Google Calendar's Time Zone Features
Google Calendar handles time zones at the event level and the interface level. At the interface level, you can display a secondary time zone alongside your primary one in day and week views. At the event level, each event stores the creator's timezone and displays in each attendee's local time automatically.
This means a meeting created in New York at 3 PM EST automatically appears at noon for someone in Los Angeles and 9 PM for someone in London — no manual conversion required. The automatic conversion is one of the most useful built-in features for distributed teams.
Setting Up Google Calendar for Distributed Teams
- Enable the secondary time zone display: Settings > General > Time zone > Display secondary time zone.
- Add a world clock for all time zones your team spans: Settings > General > World clock.
- When creating meetings, type the time in any zone — Google Calendar converts it automatically.
- Include the time in multiple zones in the event description for critical meetings.
- Use a scheduling tool like World Time Buddy to find overlap windows before creating invites.
The Most Common Time Zone Mistakes
The most frequent error is assuming a meeting time is understood when it has only been communicated in one timezone. '3 PM' without a timezone indicator means different things in different locations, and the assumption that it means 3 PM where the recipient is located is wrong half the time.
Always specify the timezone when communicating meeting times in writing. '3 PM EST' or '15:00 UTC' removes the ambiguity. For recurring meetings, specifying whether they observe daylight saving time changes is important — the meeting that is 9 AM for half the year may become 8 AM after a clock change.
When teams span opposite sides of the International Date Line, the meeting time may fall on different calendar days for different attendees. Confirm the calendar date, not just the time, in meeting invites for these situations.
Rotating Inconvenient Time Slots
Distributed teams with no geographic center face an unavoidable scheduling challenge: any meeting that spans significantly different time zones will be inconvenient for someone. The equitable approach is to rotate who takes the inconvenient slot rather than defaulting to the organizer's preferred time for every recurring meeting. For related guidance, see our guide on scheduling for async teams.

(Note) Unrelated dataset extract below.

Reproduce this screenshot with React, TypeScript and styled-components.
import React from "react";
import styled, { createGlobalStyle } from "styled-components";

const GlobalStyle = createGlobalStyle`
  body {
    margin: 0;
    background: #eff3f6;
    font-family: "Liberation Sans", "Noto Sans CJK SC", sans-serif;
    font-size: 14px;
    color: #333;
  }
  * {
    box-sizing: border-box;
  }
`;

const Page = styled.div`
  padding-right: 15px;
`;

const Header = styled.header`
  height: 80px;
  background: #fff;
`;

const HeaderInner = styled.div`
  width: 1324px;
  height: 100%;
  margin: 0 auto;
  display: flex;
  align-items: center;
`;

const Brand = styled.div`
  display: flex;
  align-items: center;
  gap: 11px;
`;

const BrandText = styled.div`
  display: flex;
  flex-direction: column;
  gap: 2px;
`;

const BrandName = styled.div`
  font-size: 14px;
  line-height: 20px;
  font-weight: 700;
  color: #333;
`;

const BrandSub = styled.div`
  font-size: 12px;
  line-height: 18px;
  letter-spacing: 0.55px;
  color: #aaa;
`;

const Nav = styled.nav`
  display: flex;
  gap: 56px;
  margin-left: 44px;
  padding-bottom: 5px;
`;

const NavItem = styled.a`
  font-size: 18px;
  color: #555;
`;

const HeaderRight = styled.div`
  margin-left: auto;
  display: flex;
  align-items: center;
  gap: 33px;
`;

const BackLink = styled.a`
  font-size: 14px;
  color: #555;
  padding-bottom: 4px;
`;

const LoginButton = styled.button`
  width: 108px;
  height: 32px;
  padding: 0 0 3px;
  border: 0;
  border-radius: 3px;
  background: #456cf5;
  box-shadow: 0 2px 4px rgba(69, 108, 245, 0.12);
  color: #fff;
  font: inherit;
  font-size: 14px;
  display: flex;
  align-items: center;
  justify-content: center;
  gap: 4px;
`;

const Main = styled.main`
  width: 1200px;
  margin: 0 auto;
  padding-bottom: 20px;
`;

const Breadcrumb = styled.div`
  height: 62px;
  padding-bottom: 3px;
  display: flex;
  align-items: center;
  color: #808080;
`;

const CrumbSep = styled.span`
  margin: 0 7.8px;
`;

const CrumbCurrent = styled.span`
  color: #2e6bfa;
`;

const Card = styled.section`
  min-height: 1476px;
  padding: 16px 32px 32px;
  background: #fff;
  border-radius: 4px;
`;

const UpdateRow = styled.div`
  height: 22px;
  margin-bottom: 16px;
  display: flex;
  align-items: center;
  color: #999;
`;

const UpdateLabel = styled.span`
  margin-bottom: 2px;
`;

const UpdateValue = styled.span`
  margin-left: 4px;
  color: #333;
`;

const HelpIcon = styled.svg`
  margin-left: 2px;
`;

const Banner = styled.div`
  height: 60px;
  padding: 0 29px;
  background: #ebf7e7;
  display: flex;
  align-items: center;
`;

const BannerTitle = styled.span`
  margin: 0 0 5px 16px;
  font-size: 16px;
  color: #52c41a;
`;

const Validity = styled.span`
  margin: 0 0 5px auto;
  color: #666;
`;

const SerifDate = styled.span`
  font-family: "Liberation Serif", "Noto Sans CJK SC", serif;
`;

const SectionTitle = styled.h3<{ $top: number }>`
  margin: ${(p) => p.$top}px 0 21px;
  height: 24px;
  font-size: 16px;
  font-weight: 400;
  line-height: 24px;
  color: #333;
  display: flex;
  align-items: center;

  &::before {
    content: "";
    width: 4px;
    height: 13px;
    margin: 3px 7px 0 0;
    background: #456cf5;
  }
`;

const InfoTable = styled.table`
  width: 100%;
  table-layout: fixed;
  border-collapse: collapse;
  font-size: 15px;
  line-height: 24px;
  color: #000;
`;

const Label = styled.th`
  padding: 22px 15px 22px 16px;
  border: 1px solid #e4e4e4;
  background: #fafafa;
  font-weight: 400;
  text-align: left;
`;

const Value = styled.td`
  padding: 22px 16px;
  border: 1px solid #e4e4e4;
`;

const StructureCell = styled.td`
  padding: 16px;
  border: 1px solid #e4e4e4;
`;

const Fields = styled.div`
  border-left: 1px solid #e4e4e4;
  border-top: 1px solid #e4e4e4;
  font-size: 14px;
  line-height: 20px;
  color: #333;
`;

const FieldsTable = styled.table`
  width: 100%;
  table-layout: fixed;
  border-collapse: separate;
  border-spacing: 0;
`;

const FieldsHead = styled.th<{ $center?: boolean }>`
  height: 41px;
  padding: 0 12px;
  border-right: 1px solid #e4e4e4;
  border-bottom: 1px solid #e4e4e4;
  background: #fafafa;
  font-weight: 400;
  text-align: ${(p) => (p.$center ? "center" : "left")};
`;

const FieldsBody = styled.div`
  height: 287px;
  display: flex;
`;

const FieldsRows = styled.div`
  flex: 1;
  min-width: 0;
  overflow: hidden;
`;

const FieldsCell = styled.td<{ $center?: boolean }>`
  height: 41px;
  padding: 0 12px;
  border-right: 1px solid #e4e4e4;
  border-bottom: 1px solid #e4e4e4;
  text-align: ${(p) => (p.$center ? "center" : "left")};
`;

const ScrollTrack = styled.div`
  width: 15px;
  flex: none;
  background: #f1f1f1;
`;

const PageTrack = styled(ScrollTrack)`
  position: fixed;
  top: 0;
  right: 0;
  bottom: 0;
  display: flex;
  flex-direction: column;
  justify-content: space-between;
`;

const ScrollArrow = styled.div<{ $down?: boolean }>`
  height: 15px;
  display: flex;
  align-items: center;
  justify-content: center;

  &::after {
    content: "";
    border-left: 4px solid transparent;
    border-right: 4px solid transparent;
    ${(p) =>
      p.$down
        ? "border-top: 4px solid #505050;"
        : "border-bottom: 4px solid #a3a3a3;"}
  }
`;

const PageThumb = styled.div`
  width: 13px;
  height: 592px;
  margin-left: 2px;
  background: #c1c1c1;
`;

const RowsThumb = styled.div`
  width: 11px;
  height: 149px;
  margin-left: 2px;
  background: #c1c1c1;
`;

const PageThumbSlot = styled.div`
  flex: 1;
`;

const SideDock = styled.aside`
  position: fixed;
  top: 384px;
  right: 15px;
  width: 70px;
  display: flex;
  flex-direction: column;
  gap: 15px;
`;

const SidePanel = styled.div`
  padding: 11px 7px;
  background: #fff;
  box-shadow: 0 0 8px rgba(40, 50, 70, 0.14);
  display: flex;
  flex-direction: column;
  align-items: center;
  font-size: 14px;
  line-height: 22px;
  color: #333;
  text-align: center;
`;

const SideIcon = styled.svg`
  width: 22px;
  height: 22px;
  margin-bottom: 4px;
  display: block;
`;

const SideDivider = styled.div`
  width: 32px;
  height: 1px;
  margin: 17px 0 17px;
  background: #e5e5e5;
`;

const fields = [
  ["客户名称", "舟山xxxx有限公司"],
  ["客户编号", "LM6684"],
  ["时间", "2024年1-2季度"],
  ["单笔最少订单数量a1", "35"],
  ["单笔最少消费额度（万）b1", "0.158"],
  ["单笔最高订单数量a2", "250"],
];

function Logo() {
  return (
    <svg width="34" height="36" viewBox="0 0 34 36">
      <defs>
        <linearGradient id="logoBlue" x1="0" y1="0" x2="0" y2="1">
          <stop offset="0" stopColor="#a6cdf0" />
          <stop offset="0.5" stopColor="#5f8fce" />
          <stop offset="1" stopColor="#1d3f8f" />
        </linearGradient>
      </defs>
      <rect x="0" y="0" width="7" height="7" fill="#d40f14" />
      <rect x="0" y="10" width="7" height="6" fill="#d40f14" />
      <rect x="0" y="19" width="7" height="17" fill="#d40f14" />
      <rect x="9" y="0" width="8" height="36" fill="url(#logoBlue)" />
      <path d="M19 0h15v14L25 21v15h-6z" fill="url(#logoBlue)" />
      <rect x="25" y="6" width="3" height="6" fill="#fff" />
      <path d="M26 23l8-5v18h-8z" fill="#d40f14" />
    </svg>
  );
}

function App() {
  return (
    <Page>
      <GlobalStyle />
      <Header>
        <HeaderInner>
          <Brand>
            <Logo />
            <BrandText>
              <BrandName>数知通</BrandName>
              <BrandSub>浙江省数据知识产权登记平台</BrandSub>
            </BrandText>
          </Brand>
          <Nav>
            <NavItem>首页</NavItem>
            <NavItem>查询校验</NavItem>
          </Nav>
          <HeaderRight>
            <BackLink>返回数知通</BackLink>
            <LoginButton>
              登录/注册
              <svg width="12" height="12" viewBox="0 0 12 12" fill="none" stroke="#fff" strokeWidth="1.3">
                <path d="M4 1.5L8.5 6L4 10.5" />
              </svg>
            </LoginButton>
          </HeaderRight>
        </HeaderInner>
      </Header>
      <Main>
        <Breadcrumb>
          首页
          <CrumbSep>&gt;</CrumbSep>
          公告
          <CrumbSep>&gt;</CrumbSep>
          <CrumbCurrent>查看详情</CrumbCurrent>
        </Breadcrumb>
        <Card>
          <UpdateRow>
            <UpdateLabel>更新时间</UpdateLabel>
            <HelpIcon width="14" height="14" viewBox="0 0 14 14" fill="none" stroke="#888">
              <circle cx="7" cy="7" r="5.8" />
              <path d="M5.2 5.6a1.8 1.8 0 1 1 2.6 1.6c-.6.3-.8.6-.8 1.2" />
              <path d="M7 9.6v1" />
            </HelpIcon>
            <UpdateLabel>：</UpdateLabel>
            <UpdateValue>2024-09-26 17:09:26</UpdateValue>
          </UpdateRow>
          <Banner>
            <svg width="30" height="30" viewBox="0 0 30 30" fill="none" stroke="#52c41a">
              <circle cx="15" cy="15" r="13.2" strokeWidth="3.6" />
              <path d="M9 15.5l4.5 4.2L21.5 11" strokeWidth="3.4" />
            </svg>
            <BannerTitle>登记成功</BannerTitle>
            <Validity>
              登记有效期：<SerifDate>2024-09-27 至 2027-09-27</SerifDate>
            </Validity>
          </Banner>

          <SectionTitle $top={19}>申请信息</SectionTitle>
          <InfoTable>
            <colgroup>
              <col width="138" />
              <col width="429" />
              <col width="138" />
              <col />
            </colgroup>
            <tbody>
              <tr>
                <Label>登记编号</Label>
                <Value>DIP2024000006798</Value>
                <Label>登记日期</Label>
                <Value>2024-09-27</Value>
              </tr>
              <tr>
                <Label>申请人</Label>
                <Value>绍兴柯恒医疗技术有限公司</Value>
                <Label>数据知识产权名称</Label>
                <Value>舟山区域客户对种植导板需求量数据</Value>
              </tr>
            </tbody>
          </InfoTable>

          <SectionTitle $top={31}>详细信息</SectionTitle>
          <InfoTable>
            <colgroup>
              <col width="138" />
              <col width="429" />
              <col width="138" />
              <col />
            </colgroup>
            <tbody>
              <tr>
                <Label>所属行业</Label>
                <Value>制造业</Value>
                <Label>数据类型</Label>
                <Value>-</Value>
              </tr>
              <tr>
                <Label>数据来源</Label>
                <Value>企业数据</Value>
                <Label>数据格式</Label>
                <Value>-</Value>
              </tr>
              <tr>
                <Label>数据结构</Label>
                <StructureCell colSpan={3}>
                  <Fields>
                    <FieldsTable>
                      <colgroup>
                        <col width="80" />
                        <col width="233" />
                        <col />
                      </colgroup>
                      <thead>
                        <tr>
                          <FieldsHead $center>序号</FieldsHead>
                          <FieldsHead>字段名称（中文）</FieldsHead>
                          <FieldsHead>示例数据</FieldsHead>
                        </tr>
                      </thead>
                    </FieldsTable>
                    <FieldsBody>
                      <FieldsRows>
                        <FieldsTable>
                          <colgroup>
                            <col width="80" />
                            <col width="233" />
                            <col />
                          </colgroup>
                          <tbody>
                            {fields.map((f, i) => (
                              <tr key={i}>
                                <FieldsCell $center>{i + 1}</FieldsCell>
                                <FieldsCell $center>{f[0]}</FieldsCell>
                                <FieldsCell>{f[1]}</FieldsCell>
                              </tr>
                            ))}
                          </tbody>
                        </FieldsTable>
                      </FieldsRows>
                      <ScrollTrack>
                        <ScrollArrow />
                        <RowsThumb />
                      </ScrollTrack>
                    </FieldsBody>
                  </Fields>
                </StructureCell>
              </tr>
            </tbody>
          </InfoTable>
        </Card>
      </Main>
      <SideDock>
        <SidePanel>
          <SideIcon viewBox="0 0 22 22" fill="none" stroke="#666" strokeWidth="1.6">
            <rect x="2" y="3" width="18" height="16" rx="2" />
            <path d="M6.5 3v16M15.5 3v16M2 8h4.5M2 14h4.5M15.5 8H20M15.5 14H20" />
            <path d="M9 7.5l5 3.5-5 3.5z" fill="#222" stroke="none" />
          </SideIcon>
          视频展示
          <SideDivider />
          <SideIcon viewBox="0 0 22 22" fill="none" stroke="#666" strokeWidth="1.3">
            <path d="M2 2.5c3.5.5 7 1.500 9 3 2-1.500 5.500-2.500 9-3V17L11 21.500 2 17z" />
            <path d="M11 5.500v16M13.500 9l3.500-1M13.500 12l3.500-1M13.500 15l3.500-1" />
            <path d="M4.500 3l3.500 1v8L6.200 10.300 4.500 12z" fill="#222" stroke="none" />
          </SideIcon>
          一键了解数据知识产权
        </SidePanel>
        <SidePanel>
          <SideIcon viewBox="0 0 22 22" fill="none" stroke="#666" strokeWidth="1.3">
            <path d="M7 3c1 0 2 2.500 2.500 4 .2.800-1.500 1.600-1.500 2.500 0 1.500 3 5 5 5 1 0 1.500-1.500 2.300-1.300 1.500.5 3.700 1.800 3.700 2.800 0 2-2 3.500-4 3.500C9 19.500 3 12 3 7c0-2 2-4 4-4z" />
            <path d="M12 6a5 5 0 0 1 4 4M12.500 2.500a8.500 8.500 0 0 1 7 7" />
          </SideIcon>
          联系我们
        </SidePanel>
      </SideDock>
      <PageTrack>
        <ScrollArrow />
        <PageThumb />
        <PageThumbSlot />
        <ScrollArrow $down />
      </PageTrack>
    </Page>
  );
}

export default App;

How Schedule Calendar helps
Schedule Calendar displays events in your local time, consistent with Google Calendar's automatic time zone conversion. For distributed team members who receive meeting invites from organizers in different time zones, the popup view shows the event at the correct local time without requiring any manual conversion. A quick toolbar check confirms the actual local start time for any meeting.
Frequently asked questions
Go to Settings > General > Time zone and toggle on Display secondary time zone. Choose the secondary zone from the dropdown. For teams spanning more than two time zones, enable the World clock feature in the same settings section — it shows current times in all your specified zones in the calendar sidebar.
Yes. Events created in Google Calendar are stored in the organizer's time zone and automatically displayed in each attendee's local time. If you create a meeting at 2 PM EST, it appears as 11 AM PST for a California attendee and 7 PM GMT for a London attendee without any manual adjustment required.
Use Google Calendar's automatic conversion by creating the event in your local time and letting Google Calendar display it correctly for all attendees. For external communications, specify the time zone explicitly — '2 PM Eastern / 11 AM Pacific' — and include the time in multiple zones in the event description. Avoid abbreviations like PST or EST without the full zone name for international invites.
Google Calendar handles daylight saving changes based on the time zone rules for the event's stored zone. A meeting set for 9 AM Eastern will remain at 9 AM Eastern before and after the US daylight saving change. However, if attendees are in a region that does not observe daylight saving, the meeting's local time for those attendees will shift by an hour. Document this explicitly for recurring meetings with international participants.
Tools like World Time Buddy let you enter multiple time zones and visually identify windows where all zones fall within reasonable business hours. In Google Calendar, the world clock sidebar shows the current time in all your team's zones, which helps you assess whether a proposed time is reasonable for all participants before sending the invite.
In the event creation form on Google Calendar, click the time zone label next to the start time field to change the event's reference time zone. This lets you create an event at a specific time in a different zone — useful when scheduling on behalf of a colleague in another location or when the canonical meeting time is defined by a different region.